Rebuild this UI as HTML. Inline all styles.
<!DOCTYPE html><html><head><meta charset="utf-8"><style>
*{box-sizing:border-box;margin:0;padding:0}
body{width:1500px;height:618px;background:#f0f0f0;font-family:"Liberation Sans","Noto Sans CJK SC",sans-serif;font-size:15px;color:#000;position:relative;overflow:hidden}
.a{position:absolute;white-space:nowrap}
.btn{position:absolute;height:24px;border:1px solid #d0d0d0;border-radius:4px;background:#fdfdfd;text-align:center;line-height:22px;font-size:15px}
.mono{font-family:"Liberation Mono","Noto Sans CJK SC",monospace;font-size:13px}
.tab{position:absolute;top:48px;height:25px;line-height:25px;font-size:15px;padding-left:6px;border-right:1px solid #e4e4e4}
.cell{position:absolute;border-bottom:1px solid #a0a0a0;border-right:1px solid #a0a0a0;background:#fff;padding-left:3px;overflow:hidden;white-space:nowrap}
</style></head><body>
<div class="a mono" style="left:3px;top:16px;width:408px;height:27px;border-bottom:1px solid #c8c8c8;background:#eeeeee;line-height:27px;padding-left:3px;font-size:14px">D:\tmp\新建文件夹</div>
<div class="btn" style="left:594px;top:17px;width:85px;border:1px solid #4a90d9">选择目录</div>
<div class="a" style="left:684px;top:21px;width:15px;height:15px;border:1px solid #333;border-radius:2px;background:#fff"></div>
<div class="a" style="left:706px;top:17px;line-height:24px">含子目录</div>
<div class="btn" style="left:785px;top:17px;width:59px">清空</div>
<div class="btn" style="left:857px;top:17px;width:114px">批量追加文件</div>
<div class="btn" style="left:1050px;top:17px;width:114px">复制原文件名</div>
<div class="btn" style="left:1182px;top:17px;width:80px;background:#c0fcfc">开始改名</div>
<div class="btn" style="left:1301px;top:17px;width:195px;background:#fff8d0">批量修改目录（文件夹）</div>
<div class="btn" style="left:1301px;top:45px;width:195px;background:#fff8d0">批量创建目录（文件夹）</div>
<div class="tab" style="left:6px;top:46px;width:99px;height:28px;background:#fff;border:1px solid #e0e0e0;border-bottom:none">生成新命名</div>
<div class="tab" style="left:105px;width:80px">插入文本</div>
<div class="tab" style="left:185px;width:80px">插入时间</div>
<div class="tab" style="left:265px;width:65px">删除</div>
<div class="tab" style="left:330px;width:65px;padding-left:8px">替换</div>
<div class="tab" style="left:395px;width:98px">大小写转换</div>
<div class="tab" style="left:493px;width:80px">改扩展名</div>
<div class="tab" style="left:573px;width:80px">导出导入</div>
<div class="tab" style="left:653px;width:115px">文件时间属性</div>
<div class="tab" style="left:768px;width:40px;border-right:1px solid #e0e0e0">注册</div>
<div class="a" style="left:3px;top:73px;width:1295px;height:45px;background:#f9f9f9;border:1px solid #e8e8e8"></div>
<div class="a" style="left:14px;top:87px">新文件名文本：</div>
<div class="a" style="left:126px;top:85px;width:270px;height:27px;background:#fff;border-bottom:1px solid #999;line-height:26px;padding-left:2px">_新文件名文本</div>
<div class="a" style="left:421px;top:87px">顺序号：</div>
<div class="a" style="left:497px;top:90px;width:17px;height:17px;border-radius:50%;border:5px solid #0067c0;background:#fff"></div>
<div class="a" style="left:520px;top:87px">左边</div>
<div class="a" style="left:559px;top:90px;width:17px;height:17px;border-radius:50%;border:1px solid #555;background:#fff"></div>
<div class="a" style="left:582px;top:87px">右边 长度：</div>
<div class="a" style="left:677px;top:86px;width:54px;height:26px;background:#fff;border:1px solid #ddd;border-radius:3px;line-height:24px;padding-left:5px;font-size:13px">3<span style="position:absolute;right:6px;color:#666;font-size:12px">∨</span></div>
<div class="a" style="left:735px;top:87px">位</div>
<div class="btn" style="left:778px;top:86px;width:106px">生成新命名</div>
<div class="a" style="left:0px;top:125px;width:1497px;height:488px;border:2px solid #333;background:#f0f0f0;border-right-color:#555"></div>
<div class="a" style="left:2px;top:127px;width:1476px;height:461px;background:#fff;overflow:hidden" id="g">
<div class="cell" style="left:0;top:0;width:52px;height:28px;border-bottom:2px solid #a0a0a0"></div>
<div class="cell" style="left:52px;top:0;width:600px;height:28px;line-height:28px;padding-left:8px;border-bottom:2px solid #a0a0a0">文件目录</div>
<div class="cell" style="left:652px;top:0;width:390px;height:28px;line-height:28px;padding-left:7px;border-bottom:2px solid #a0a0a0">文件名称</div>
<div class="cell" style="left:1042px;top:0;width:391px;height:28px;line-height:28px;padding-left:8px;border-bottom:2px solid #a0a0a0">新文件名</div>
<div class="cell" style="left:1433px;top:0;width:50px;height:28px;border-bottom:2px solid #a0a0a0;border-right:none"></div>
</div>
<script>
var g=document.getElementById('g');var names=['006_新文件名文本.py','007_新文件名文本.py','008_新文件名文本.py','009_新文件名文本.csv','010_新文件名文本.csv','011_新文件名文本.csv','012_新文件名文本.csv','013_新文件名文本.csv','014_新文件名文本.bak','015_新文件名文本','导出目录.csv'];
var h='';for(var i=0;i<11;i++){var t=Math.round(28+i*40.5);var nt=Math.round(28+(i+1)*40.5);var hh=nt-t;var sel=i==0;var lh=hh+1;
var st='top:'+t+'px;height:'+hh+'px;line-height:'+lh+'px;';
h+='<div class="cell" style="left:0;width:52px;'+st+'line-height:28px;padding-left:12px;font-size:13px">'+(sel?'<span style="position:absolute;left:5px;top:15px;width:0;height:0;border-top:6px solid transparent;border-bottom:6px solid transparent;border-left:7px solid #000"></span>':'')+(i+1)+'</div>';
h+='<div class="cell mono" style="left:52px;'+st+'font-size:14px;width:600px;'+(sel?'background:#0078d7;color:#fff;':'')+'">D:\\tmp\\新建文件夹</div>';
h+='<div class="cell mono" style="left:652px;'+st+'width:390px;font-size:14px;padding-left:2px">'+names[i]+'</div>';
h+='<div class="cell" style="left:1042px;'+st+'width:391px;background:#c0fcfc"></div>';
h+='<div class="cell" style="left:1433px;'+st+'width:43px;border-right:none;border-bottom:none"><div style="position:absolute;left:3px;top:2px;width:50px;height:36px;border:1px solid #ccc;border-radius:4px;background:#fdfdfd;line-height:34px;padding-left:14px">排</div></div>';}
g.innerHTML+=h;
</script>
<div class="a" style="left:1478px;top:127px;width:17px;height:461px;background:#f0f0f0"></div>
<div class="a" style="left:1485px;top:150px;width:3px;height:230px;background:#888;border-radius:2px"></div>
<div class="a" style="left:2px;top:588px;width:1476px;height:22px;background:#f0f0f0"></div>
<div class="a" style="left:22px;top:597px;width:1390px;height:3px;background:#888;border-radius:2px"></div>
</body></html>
____
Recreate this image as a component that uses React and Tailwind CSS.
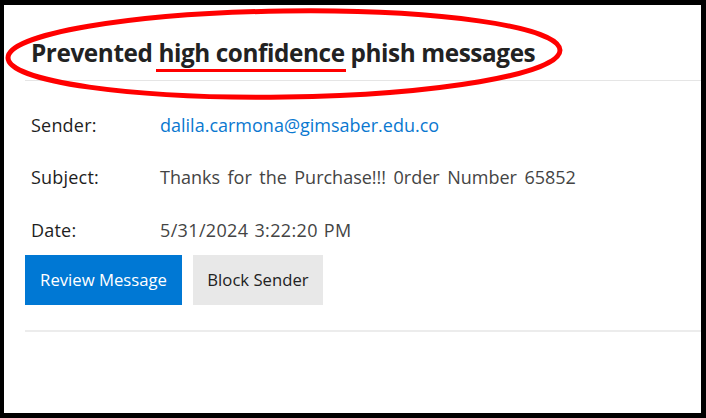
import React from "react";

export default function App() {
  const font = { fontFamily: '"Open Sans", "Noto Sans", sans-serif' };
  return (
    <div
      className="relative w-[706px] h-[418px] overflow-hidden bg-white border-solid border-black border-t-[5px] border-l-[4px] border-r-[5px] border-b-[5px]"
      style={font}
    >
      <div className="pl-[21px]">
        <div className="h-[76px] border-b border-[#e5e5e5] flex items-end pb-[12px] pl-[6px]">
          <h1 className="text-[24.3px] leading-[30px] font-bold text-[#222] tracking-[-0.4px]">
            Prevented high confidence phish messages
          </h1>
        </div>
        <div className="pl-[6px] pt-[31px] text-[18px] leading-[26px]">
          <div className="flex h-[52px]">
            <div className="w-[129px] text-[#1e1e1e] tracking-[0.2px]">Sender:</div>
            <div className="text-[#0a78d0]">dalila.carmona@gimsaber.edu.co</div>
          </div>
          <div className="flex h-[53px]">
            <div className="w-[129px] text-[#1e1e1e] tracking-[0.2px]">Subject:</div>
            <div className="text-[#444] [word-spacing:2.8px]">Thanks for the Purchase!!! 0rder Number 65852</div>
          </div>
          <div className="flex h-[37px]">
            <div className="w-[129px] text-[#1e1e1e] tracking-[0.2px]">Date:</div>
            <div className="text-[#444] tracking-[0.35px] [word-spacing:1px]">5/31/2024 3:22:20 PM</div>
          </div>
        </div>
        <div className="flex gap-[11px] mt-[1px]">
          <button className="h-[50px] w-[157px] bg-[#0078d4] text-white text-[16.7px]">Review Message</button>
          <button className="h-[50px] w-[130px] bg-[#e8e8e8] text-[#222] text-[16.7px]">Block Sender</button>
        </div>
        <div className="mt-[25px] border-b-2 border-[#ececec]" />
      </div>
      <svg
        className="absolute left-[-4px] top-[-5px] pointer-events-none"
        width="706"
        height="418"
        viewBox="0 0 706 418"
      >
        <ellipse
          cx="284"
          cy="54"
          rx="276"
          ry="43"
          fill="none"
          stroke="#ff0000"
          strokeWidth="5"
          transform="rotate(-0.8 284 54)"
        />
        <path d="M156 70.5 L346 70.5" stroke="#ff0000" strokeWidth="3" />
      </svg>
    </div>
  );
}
____
● REQUIRED TASK
Transcribe the lines between the one holding "Recreate this image" and the one holding "import React from", inclusive, and leave out any pictures.

● EXERCISE RESULT
Recreate this image as a component that uses React and Tailwind CSS.
import React from "react";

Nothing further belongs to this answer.